Posted by Fabio 17 October 2011
Strata #4 is a multi-channel immersive video-installation commissioned by Palais de Beaux Arts in Lille. The subject of this work is a series of iconic pieces from the museum’s Flemish collection, focusing specifically on Rubens’ and Van Dyck’s grand altarpieces. Strata #4 is the result of a study and exploration of the paintings themselves, delving beneath their figurative appearance and looking at the very rules behind the composition, colour schemes and proportions of each piece. It is a precise process aimed at creating new contemporary images based on universal rules of beauty and perfection. Documenting the improbable collisions between classical figuration and contemporary abstraction, Strata #4 aims to create an harmonious dialogue between worlds that may appear very distant from one another, but in fact share so much in common.

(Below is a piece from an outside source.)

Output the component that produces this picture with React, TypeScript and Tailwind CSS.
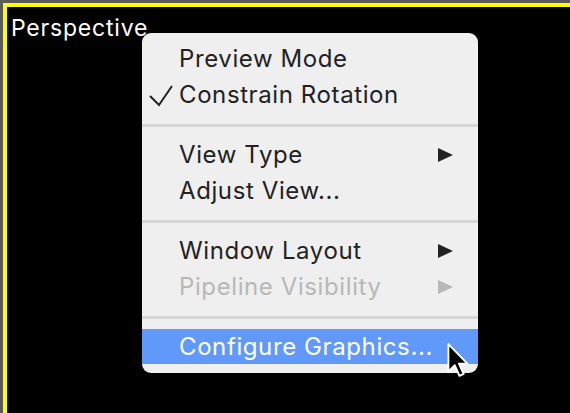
import React from "react";

type Item =
  | { kind: "item"; label: string; checked?: boolean; submenu?: boolean; disabled?: boolean; active?: boolean }
  | { kind: "sep" };

const items: Item[] = [
  { kind: "item", label: "Preview Mode" },
  { kind: "item", label: "Constrain Rotation", checked: true },
  { kind: "sep" },
  { kind: "item", label: "View Type", submenu: true },
  { kind: "item", label: "Adjust View..." },
  { kind: "sep" },
  { kind: "item", label: "Window Layout", submenu: true },
  { kind: "item", label: "Pipeline Visibility", submenu: true, disabled: true },
  { kind: "sep" },
  { kind: "item", label: "Configure Graphics...", active: true },
];

const Check = () => (
  <svg width="26" height="22" viewBox="0 0 26 22" className="absolute left-[6px] top-[8px]">
    <path d="M2 11 L11 20 L24 1" fill="none" stroke="#222" strokeWidth="2" />
  </svg>
);

const Arrow = ({ color }: { color: string }) => (
  <svg width="15" height="14" viewBox="0 0 15 14" className="absolute right-[25px] top-[11px]">
    <path d="M0 0 L15 7 L0 14 Z" fill={color} />
  </svg>
);

// mouse pointer resting over the highlighted item
const Cursor = () => (
  <svg width="28" height="38" viewBox="0 0 26 36" className="absolute left-[304px] top-[13px]">
    <path d="M2 2 L2 28 L8 22 L12.5 32 L16.5 30.3 L12 20.5 L20 20.5 Z" fill="#000" stroke="#fff" strokeWidth="1.8" strokeLinejoin="round" />
  </svg>
);

export default function App() {
  return (
    <div className="w-[570px] h-[413px] bg-[#5b5b5b] pl-[3px] pt-[3px] overflow-hidden">
      <div className="relative h-full border-l-4 border-t-4 border-[#ffff00] bg-black">
        <div className="pl-[4px] pt-[6px] text-[23px] leading-[30px] tracking-[0.8px] text-white font-['Inter',sans-serif]">
          Perspective
        </div>

        <div className="absolute left-[135px] top-[26px] w-[336px] rounded-[9px] bg-[#efefef] pt-[8px] pb-[9px] font-['Inter',sans-serif] text-[24px] tracking-[0.6px] shadow-[0_4px_14px_rgba(0,0,0,0.35)]">
          {items.map((it, i) =>
            it.kind === "sep" ? (
              <div key={i} className="h-[24px] flex items-center">
                <div className="h-[3px] w-full bg-[#d7d7d7]" />
              </div>
            ) : (
              <div
                key={i}
                className={
                  "relative pl-[37px] " +
                  (it.active ? "h-[35px] leading-[35px] bg-[#6199fb] text-white" : "h-[36px] leading-[36px] ") +
                  (it.disabled ? "text-[#b8b8b8]" : it.active ? "" : "text-[#222]")
                }
              >
                {it.checked && <Check />}
                {it.label}
                {it.submenu && <Arrow color={it.disabled ? "#b8b8b8" : "#222"} />}
                {it.active && <Cursor />}
              </div>
            )
          )}
        </div>
      </div>
    </div>
  );
}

Super-high resolution images of the paintings have been assembled from many photographs shot in the museum. These files were then explored and analysed with the use of a custom software especially developed for this project. The aim of this software is to capture data related to the visual characteristics of the paintings, and then to generate complex geometric formations based on this data. The result is a series of geometric landscapes built within the very same rules behind the composition, colour schemes and proportions of the paintings themselves.
Quayola is a visual artist based in London. He investigates dialogues and the unpredictable collisions, tensions and equilibriums between the real and artificial, the figurative and abstract, the old and new. His work explores photography, geometry, time-based digital sculptures and immersive audiovisual installations and performances.